Banking is possibly the most hated sector in the market and it’s easy to see why. Low interest rates are squeezing profits, regulations are pushing up costs and a pull-back from trading is rendering formerly lucrative trading floors redundant.
These pressures have pushed bank stocks down to lows not seen since the financial crisis. However, compared to the situation eight years ago, banks are much stronger with larger capital buffers and risk controls.
Barclays (LSE: BARC), for example, has transformed itself since the financial crisis but today its shares trade at a five-year low. Granted the bank has had a tough time during the past few years with earnings per share collapsing by as much as two-third since the 2012 peak, but City analysts expect growth to return next year.

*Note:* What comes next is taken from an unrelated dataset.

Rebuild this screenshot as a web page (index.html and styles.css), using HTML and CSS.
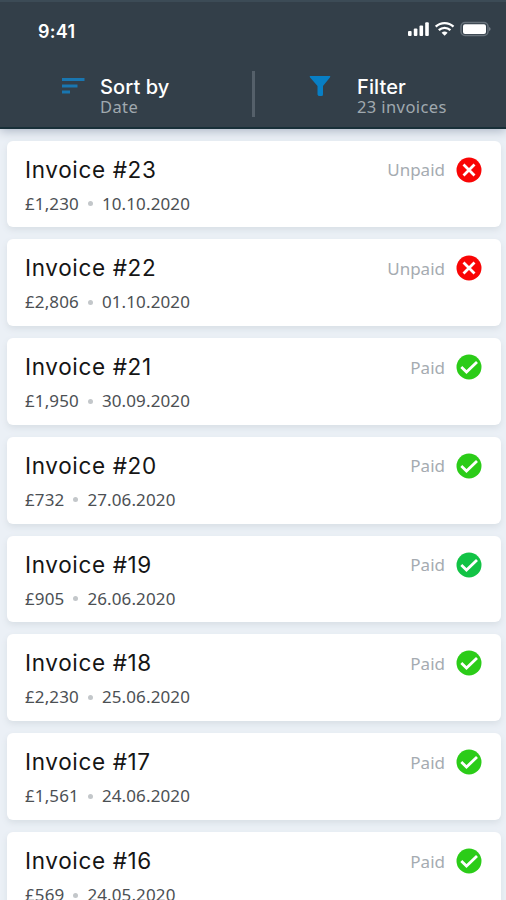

Indeed, as the bank’s restructuring finally takes hold under new CEO Jes Staley, City analysts are predicting a 60% leap in earnings per share for 2017.
Part of this jump in profitability is to do with the wind-down of Barclays’ restructuring. Barclays has closed 117 of its 1,448 branches in the UK in the past year. It has also shed 11,000 of its 130,000 staff since Mr Staley imposed a hiring freeze and closed its operations in nine countries. Restructuring costs hit profits at the bank by £887m during the second quarter, dragging pre-tax profits down 18% to £1.3bn.

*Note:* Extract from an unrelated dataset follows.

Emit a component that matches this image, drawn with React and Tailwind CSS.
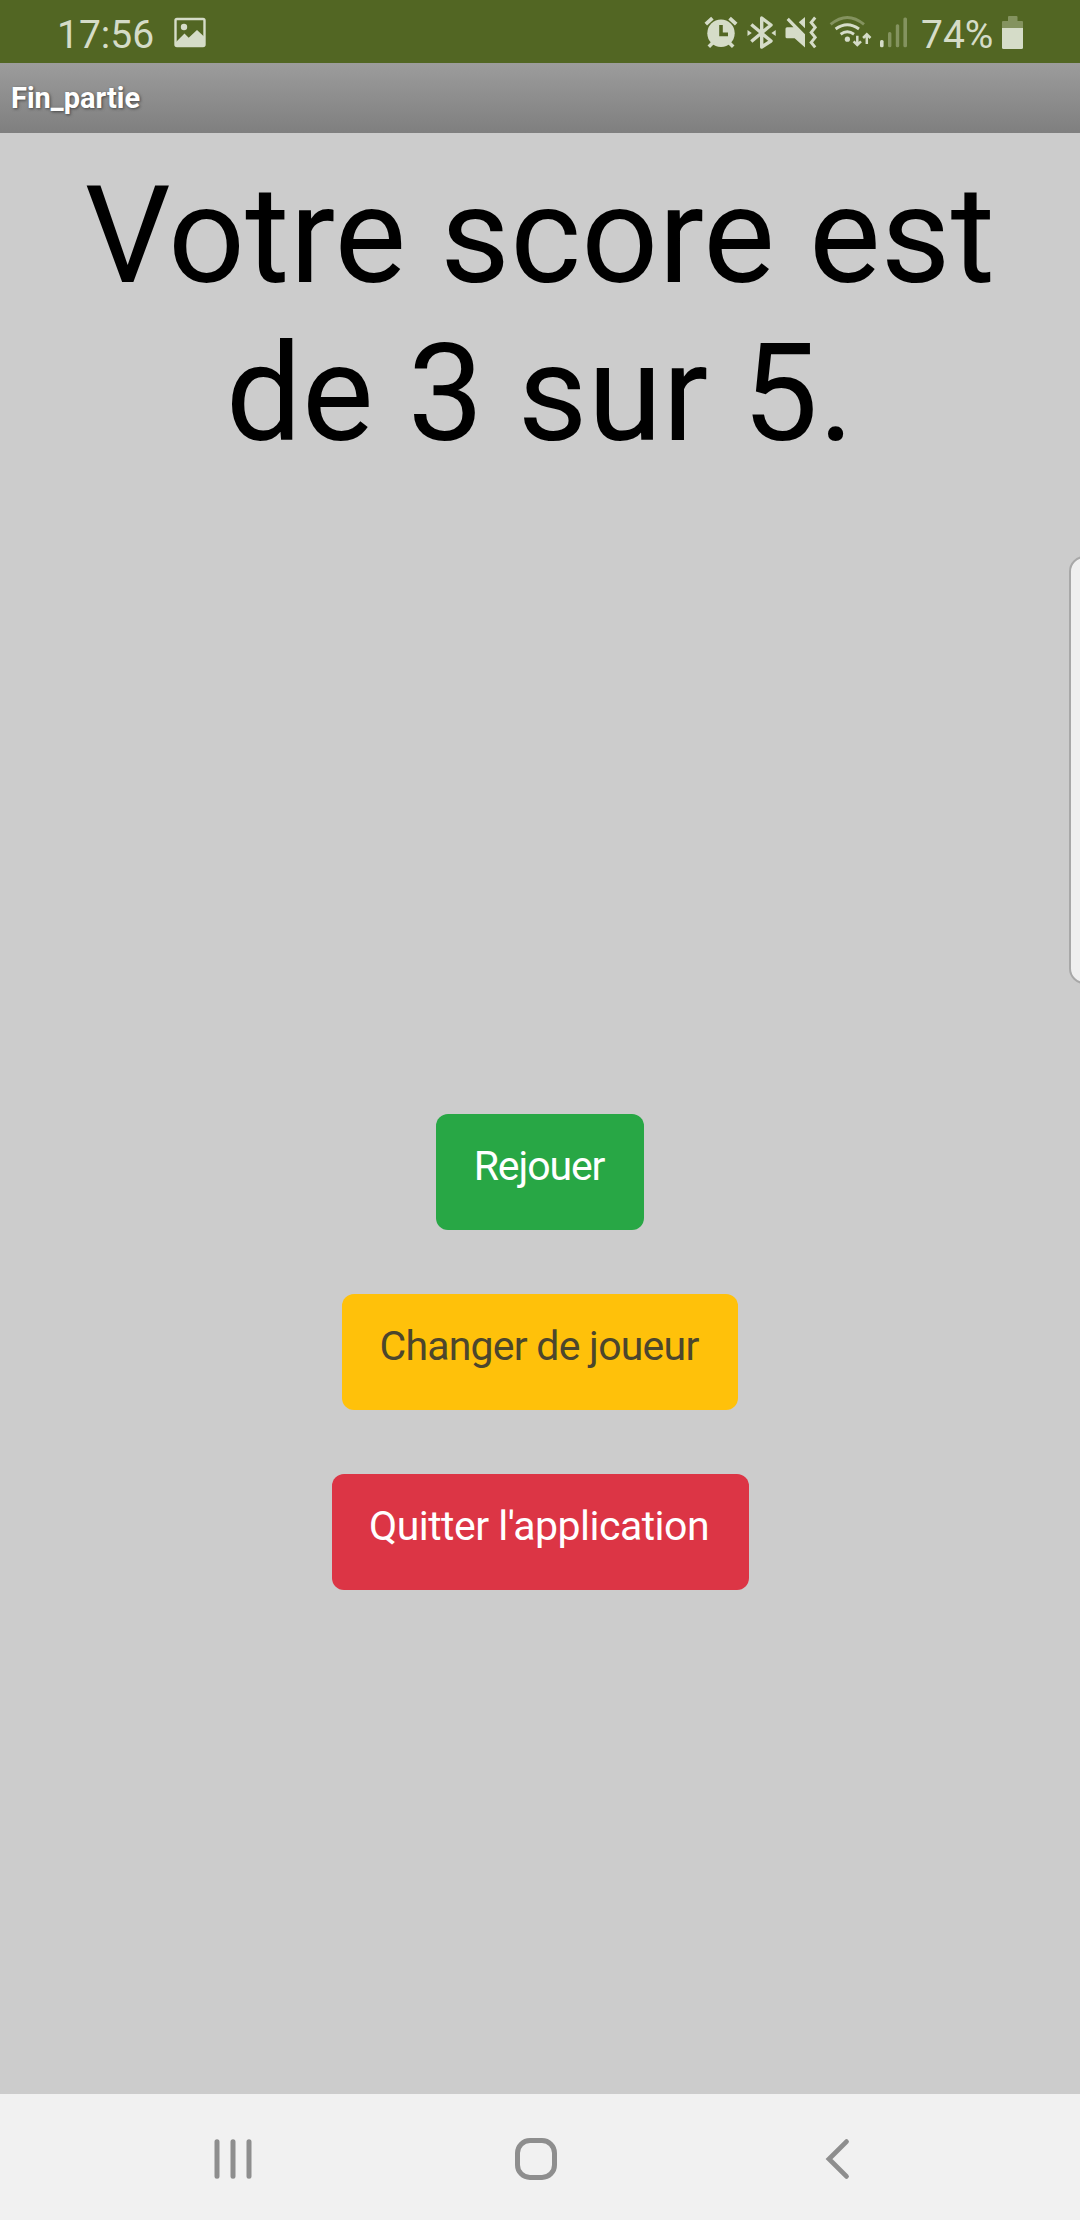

Mr Staley has made it clear that these restructuring costs won’t be replicated next year. In fact, he’s said that restructuring costs will disappear and Barclays’ return on average tangible equity will hit its double-digit target next year. For the second half, return on average tangible equity was 5.7%, well below target.
If Barclays does meet City expectations for growth and hits management’s return on equity target, then there could be a significant rally in the shares.
Cheap for a reason
Shares in Barclays are cheap, there’s no other way of saying it, but the bank has consistently disappointed investors and missed targets during the past few years.
These disappointments have pushed the shares down to a huge discount to tangible net asset value. At the end of the first half, Barclays’ tangible net asset value was 287p per share so, at time of writing, the shares are trading at a price-to-tangible book value of 0.6.
It’s this discount that implies to me that shares in Barclays could be one of the most undervalued stocks in the FTSE 100. If the bank hits its recovery targets next year, there could be a massive recovery in the shares too.
Renewed investor confidence
So a rebound in investor confidence could re-rate the shares to tangible book value, a potential upside of 60%. Further growth would pull shares in the bank higher than this level. For much of the past 12 months shares in peer, Lloyds have traded at a premium to tangible book value, and there’s no reason why, if growth targets are met, Barclays can’t match this valuation.